Devon & Cornwall police latest pursuit vehicle on the A38: http://www.msn.com/en-gb/cars/news/...h-careless-drivers/ar-AAlyZR6?ocid=spartandhp


----------



## Mrplodd (Mar 4, 2008)

Excellent, anything that acts as a deterrent, or enables the prosecution of dangerous, careless, inconsiderate, or phone using drivers gets a big thumbs up from me. 

Considerate and reasonable drivers have nothing whatsoever to fear.

Andy


----------



## peribro (Sep 6, 2009)

They had a large campaign in November to catch (and deter) speeding motorists, mobile phone users etc. It was called Operation Vortex and it's amazing at what some drivers were doing!

http://www.northdevonjournal.co.uk/...nwall-police/story-29973040-detail/story.html


----------



## Revise (May 13, 2012)

Should be rolled out across the country. Along with more patrol cars.


----------



## KeithChesterfield (Mar 12, 2010)

Great idea.


But, on the video they are after WRECKLESS drivers - anyone got a spell checker?


----------



## Spacerunner (Mar 18, 2006)

KeithChesterfield said:


> Great idea.
> 
> But, on the video they are after WRECKLESS drivers - anyone got a spell checker?

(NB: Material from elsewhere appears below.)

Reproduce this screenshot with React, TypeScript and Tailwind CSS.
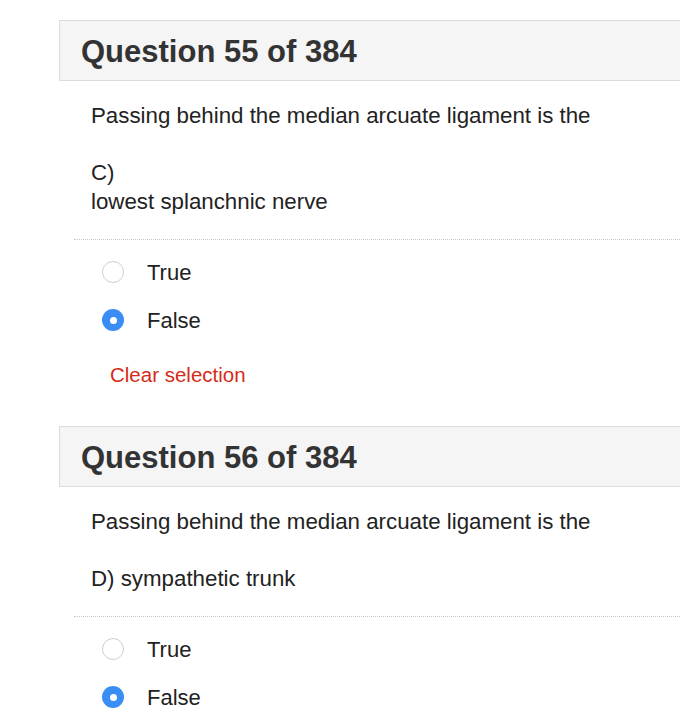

They also need a thesaurus. Undercover means sorta secret. 
Lovely to see it so widely publicised!

I expect the penalty will be two tickles with a fluffy dusters.


----------



## nicholsong (May 26, 2009)

Devonboy said:


> Devon & Cornwall police latest pursuit vehicle on the A38: http://www.msn.com/en-gb/cars/news/...h-careless-drivers/ar-AAlyZR6?ocid=spartandhp


What degree does one need to drive it?


----------



## Devonboy (Nov 19, 2009)

nicholsong said:


> What degree does one need to drive it?


Probably the third................


----------



## Pudsey_Bear (Sep 25, 2008)

I saw this on TV a few years ago, so not a new idea.


----------



## patp (Apr 30, 2007)

They caught one drive cooking a meal while at the wheel of his lorry!!!!


----------



## peejay (May 10, 2005)

They should stick a trailer on the back and carry a few loads while patrolling to help towards the costs.


Pete


----------



## EJB (Aug 25, 2007)

As Kev intimates there is a tractor unit featured on one of the long running police series.
I don't know the name of the series.....I wouldn't admit it if I did:surprise:


----------



## nicholsong (May 26, 2009)

I wonder if they all have Tacho cards and whether VOSA check them. Is there a qualified transport manager and do the vehicles have speed limiters?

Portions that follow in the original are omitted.